DATA PROVIDED =>
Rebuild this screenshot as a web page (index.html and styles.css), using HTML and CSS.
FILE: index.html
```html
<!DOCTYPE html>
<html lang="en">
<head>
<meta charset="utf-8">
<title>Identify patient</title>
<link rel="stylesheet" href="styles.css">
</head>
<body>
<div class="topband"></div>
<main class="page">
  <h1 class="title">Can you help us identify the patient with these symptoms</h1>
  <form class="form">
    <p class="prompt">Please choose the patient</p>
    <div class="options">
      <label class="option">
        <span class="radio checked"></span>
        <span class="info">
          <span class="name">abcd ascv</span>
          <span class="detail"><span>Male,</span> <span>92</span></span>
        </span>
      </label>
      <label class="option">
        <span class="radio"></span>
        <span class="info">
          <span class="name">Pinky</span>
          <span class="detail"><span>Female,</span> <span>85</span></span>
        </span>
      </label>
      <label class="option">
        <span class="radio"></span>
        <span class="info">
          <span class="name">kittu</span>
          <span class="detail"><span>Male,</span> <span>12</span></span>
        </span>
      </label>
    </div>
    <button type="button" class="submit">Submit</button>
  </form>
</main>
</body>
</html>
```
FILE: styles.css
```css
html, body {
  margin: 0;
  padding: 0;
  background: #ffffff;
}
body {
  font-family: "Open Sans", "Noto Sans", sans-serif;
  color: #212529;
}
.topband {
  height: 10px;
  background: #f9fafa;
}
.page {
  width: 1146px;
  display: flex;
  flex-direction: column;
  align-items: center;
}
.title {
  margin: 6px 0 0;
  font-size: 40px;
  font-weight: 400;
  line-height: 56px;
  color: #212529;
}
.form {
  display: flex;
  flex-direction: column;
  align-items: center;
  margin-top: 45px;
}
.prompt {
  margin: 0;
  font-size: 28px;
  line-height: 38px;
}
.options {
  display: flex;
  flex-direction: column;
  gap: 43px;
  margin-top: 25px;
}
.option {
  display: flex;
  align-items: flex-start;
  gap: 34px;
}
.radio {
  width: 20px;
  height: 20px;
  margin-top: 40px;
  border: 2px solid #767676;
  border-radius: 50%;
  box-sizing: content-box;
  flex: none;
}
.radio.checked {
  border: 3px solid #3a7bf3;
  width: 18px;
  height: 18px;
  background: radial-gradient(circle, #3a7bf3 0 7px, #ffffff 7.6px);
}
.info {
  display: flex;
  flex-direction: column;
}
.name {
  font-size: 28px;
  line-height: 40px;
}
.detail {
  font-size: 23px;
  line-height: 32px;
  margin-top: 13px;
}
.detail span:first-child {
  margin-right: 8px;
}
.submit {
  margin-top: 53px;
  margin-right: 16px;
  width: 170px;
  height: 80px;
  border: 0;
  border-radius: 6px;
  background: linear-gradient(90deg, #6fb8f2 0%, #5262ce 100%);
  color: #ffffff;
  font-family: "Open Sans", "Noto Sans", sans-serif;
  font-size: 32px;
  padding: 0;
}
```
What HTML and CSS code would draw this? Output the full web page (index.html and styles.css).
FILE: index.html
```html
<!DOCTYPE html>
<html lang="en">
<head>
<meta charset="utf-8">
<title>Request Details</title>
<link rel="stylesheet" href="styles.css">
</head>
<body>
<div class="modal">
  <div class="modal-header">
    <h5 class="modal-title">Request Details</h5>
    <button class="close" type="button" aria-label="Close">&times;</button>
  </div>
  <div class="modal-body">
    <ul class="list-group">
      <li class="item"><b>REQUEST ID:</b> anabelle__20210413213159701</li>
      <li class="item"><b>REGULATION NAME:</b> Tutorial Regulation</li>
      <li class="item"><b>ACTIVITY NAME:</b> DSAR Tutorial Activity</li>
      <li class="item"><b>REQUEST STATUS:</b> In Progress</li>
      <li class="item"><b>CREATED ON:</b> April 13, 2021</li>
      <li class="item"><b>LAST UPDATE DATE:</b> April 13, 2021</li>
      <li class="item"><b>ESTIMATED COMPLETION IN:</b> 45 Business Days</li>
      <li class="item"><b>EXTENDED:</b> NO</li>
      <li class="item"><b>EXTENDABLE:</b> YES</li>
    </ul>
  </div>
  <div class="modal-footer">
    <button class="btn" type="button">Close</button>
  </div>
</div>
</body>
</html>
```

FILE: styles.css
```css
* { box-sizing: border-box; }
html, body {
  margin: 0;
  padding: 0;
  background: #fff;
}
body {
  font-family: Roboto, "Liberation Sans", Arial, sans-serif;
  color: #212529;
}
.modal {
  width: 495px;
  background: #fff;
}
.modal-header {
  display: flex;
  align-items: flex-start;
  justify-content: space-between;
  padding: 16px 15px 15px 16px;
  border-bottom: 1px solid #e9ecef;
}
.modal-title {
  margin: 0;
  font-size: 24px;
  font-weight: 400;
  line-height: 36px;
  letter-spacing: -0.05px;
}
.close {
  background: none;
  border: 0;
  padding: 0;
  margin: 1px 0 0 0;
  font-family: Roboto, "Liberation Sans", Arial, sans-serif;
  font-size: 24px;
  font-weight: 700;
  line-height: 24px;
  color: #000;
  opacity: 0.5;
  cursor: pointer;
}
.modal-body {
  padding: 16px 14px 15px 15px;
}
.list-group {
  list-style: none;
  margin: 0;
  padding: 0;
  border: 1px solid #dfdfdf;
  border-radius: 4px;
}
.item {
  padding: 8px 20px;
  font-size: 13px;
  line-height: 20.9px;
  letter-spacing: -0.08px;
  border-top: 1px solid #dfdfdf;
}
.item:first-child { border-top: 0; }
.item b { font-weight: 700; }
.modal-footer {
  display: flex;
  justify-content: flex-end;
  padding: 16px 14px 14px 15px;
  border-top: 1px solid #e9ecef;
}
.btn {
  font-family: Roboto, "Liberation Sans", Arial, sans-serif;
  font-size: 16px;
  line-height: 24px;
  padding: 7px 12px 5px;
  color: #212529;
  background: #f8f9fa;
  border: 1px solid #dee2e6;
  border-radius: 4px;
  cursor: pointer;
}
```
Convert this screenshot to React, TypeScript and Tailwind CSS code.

WHAT IS NEEDED => Take the entries and copy them out exactly.

FULL SOLUTION =>
Rebuild this screenshot as a web page (index.html and styles.css), using HTML and CSS.
FILE: index.html
```html
<!DOCTYPE html>
<html lang="en">
<head>
<meta charset="utf-8">
<title>Identify patient</title>
<link rel="stylesheet" href="styles.css">
</head>
<body>
<div class="topband"></div>
<main class="page">
  <h1 class="title">Can you help us identify the patient with these symptoms</h1>
  <form class="form">
    <p class="prompt">Please choose the patient</p>
    <div class="options">
      <label class="option">
        <span class="radio checked"></span>
        <span class="info">
          <span class="name">abcd ascv</span>
          <span class="detail"><span>Male,</span> <span>92</span></span>
        </span>
      </label>
      <label class="option">
        <span class="radio"></span>
        <span class="info">
          <span class="name">Pinky</span>
          <span class="detail"><span>Female,</span> <span>85</span></span>
        </span>
      </label>
      <label class="option">
        <span class="radio"></span>
        <span class="info">
          <span class="name">kittu</span>
          <span class="detail"><span>Male,</span> <span>12</span></span>
        </span>
      </label>
    </div>
    <button type="button" class="submit">Submit</button>
  </form>
</main>
</body>
</html>
```
FILE: styles.css
```css
html, body {
  margin: 0;
  padding: 0;
  background: #ffffff;
}
body {
  font-family: "Open Sans", "Noto Sans", sans-serif;
  color: #212529;
}
.topband {
  height: 10px;
  background: #f9fafa;
}
.page {
  width: 1146px;
  display: flex;
  flex-direction: column;
  align-items: center;
}
.title {
  margin: 6px 0 0;
  font-size: 40px;
  font-weight: 400;
  line-height: 56px;
  color: #212529;
}
.form {
  display: flex;
  flex-direction: column;
  align-items: center;
  margin-top: 45px;
}
.prompt {
  margin: 0;
  font-size: 28px;
  line-height: 38px;
}
.options {
  display: flex;
  flex-direction: column;
  gap: 43px;
  margin-top: 25px;
}
.option {
  display: flex;
  align-items: flex-start;
  gap: 34px;
}
.radio {
  width: 20px;
  height: 20px;
  margin-top: 40px;
  border: 2px solid #767676;
  border-radius: 50%;
  box-sizing: content-box;
  flex: none;
}
.radio.checked {
  border: 3px solid #3a7bf3;
  width: 18px;
  height: 18px;
  background: radial-gradient(circle, #3a7bf3 0 7px, #ffffff 7.6px);
}
.info {
  display: flex;
  flex-direction: column;
}
.name {
  font-size: 28px;
  line-height: 40px;
}
.detail {
  font-size: 23px;
  line-height: 32px;
  margin-top: 13px;
}
.detail span:first-child {
  margin-right: 8px;
}
.submit {
  margin-top: 53px;
  margin-right: 16px;
  width: 170px;
  height: 80px;
  border: 0;
  border-radius: 6px;
  background: linear-gradient(90deg, #6fb8f2 0%, #5262ce 100%);
  color: #ffffff;
  font-family: "Open Sans", "Noto Sans", sans-serif;
  font-size: 32px;
  padding: 0;
}
```
What HTML and CSS code would draw this? Output the full web page (index.html and styles.css).
FILE: index.html
```html
<!DOCTYPE html>
<html lang="en">
<head>
<meta charset="utf-8">
<title>Request Details</title>
<link rel="stylesheet" href="styles.css">
</head>
<body>
<div class="modal">
  <div class="modal-header">
    <h5 class="modal-title">Request Details</h5>
    <button class="close" type="button" aria-label="Close">&times;</button>
  </div>
  <div class="modal-body">
    <ul class="list-group">
      <li class="item"><b>REQUEST ID:</b> anabelle__20210413213159701</li>
      <li class="item"><b>REGULATION NAME:</b> Tutorial Regulation</li>
      <li class="item"><b>ACTIVITY NAME:</b> DSAR Tutorial Activity</li>
      <li class="item"><b>REQUEST STATUS:</b> In Progress</li>
      <li class="item"><b>CREATED ON:</b> April 13, 2021</li>
      <li class="item"><b>LAST UPDATE DATE:</b> April 13, 2021</li>
      <li class="item"><b>ESTIMATED COMPLETION IN:</b> 45 Business Days</li>
      <li class="item"><b>EXTENDED:</b> NO</li>
      <li class="item"><b>EXTENDABLE:</b> YES</li>
    </ul>
  </div>
  <div class="modal-footer">
    <button class="btn" type="button">Close</button>
  </div>
</div>
</body>
</html>
```

FILE: styles.css
```css
* { box-sizing: border-box; }
html, body {
  margin: 0;
  padding: 0;
  background: #fff;
}
body {
  font-family: Roboto, "Liberation Sans", Arial, sans-serif;
  color: #212529;
}
.modal {
  width: 495px;
  background: #fff;
}
.modal-header {
  display: flex;
  align-items: flex-start;
  justify-content: space-between;
  padding: 16px 15px 15px 16px;
  border-bottom: 1px solid #e9ecef;
}
.modal-title {
  margin: 0;
  font-size: 24px;
  font-weight: 400;
  line-height: 36px;
  letter-spacing: -0.05px;
}
.close {
  background: none;
  border: 0;
  padding: 0;
  margin: 1px 0 0 0;
  font-family: Roboto, "Liberation Sans", Arial, sans-serif;
  font-size: 24px;
  font-weight: 700;
  line-height: 24px;
  color: #000;
  opacity: 0.5;
  cursor: pointer;
}
.modal-body {
  padding: 16px 14px 15px 15px;
}
.list-group {
  list-style: none;
  margin: 0;
  padding: 0;
  border: 1px solid #dfdfdf;
  border-radius: 4px;
}
.item {
  padding: 8px 20px;
  font-size: 13px;
  line-height: 20.9px;
  letter-spacing: -0.08px;
  border-top: 1px solid #dfdfdf;
}
.item:first-child { border-top: 0; }
.item b { font-weight: 700; }
.modal-footer {
  display: flex;
  justify-content: flex-end;
  padding: 16px 14px 14px 15px;
  border-top: 1px solid #e9ecef;
}
.btn {
  font-family: Roboto, "Liberation Sans", Arial, sans-serif;
  font-size: 16px;
  line-height: 24px;
  padding: 7px 12px 5px;
  color: #212529;
  background: #f8f9fa;
  border: 1px solid #dee2e6;
  border-radius: 4px;
  cursor: pointer;
}
```
Convert this screenshot to React, TypeScript and Tailwind CSS code.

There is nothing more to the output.